Nadine McNeil has a mantra: Consciousness rising.

And the yogini, social activist, and former United Nations executive isn’t alone.

Social consciousness is indeed rising, propelled by a growing number of people like herself who are weaving altruism into their personal and professional lives. They recognize that the world will only change when each one of us shifts our behavior toward the greater good of the collective.

“Consciousness rising is, in essence, getting intimately in touch with who we are,” says Nadine, who is also known as Universal Empress. “As we shift and evolve, we impact our communities differently, thus creating a transforming, rippling effect.”

Many of the changemakers I’ve interviewed attest to the link between mindful movement, such as yoga, and the kind of inner expansion Nadine speaks of, which nurtures the desire for both personal and social growth. Mindful movement, they believe, keeps them connected to their purpose and fuels their inner fire for change.

“Consciousness rising is, in essence, getting intimately in touch with who we are.”

As a UN disasters relief lead, Nadine recalls becoming increasingly attuned to the necessity of a regular yoga practice to preserve her mental and physical health. Yoga, she says, armed her with the resilience she needed to head up voluntary missions in Haiti after the 2010 earthquake, in Indonesia after the 2004 tsunami, and work in the Central African Republic during one of its many attempts at building peace.

“Through those experiences I realized that I wanted to tie yoga directly into my work as a global humanitarian,” she says. “I often taught yoga to people within those communities. I saw how it helped them cope, and I knew it helped me as well.”

Using yoga as her primary tool for igniting change, Nadine most recently collaborated with YOL, a two-year-old international yoga and service retreat company. She served as the yoga teacher and cultural ambassador for their latest retreat, held in Jamaica at the Rockhouse Hotel in Negril. YOL partnered with the hotel’s nonprofit, Rockhouse Foundation, which provides structural revitalization and technical support for the development of schools throughout Negril and its environs. Retreat participants engaged in several community-based activities through the nonprofit.

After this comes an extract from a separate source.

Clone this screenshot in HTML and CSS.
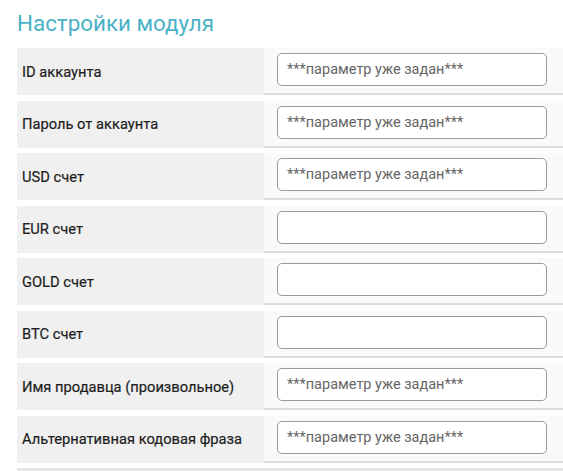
FILE: index.html
```html
<!DOCTYPE html>
<html lang="ru">
<head>
<meta charset="utf-8">
<link rel="stylesheet" href="styles.css">
</head>
<body>
<div class="page">
  <h1 class="title">Настройки модуля</h1>
  <div class="table">
    <div class="row"><div class="label">ID аккаунта</div><div class="field"><input class="input" type="text" placeholder="***параметр уже задан***"></div></div>
    <div class="row"><div class="label">Пароль от аккаунта</div><div class="field"><input class="input" type="text" placeholder="***параметр уже задан***"></div></div>
    <div class="row"><div class="label">USD счет</div><div class="field"><input class="input" type="text" placeholder="***параметр уже задан***"></div></div>
    <div class="row"><div class="label">EUR счет</div><div class="field"><input class="input" type="text"></div></div>
    <div class="row"><div class="label">GOLD счет</div><div class="field"><input class="input" type="text"></div></div>
    <div class="row"><div class="label">BTC счет</div><div class="field"><input class="input" type="text"></div></div>
    <div class="row"><div class="label">Имя продавца (произвольное)</div><div class="field"><input class="input" type="text" placeholder="***параметр уже задан***"></div></div>
    <div class="row"><div class="label">Альтернативная кодовая фраза</div><div class="field"><input class="input" type="text" placeholder="***параметр уже задан***"></div></div>
    <div class="row row-next"></div>
  </div>
</div>
</body>
</html>
```

FILE: styles.css
```css
html, body {
  margin: 0;
  padding: 0;
  background: #ffffff;
  overflow: hidden;
}
.page {
  padding: 0 0 0 17px;
  font-family: Roboto, "Liberation Sans", sans-serif;
}
.title {
  margin: 0;
  padding-top: 10px;
  height: 48px;
  box-sizing: border-box;
  font-size: 22.4px;
  font-weight: 400;
  line-height: 26px;
  color: #4ab2c6;
}
.table {
  display: flex;
  flex-direction: column;
  gap: 5.5px;
}
.row {
  display: flex;
  height: 47px;
  flex: none;
}
.label {
  width: 247px;
  flex: none;
  background: #f0f0f0;
  display: flex;
  align-items: center;
  padding-left: 5px;
  box-sizing: border-box;
  font-size: 14.7px;
  font-weight: 400;
  color: #1e1e1e;
  -webkit-text-stroke: 0.2px #1e1e1e;
}
.field {
  flex: 1;
  background: #f9f9f9;
  border-bottom: 2px solid #dddddd;
  display: flex;
  align-items: center;
  padding-left: 13px;
  padding-bottom: 2px;
  box-sizing: border-box;
}
.input {
  width: 270px;
  height: 33px;
  box-sizing: border-box;
  border: 1px solid #999999;
  border-radius: 5px;
  background: #ffffff;
  padding: 0 9px;
  font-family: Roboto, "Liberation Sans", sans-serif;
  font-size: 14.5px;
  color: #555555;
  outline: none;
}
.input::placeholder {
  color: #666666;
  opacity: 1;
}
.row-next {
  background: #e6e6e6;
}
```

By integrating community service into its offering, YOL has tapped into a growing quest for mindful activities and giving back, which is dually stimulated by an increased awareness of global issues and a general feeling of disconnection around the planet.

YOL’s CEO and co-founder, David Cherner, says the company’s ultimate goal is to cultivate sustainable connections between corporate executives and the community-based initiatives they work with during retreats, in order to generate medium- to long-term impact. David, who thanks yoga for helping him find deeper meaning to his life, considers YOL a social enterprise, as it merges yoga with the soul-stirring energy of giving back as ingredients for social change.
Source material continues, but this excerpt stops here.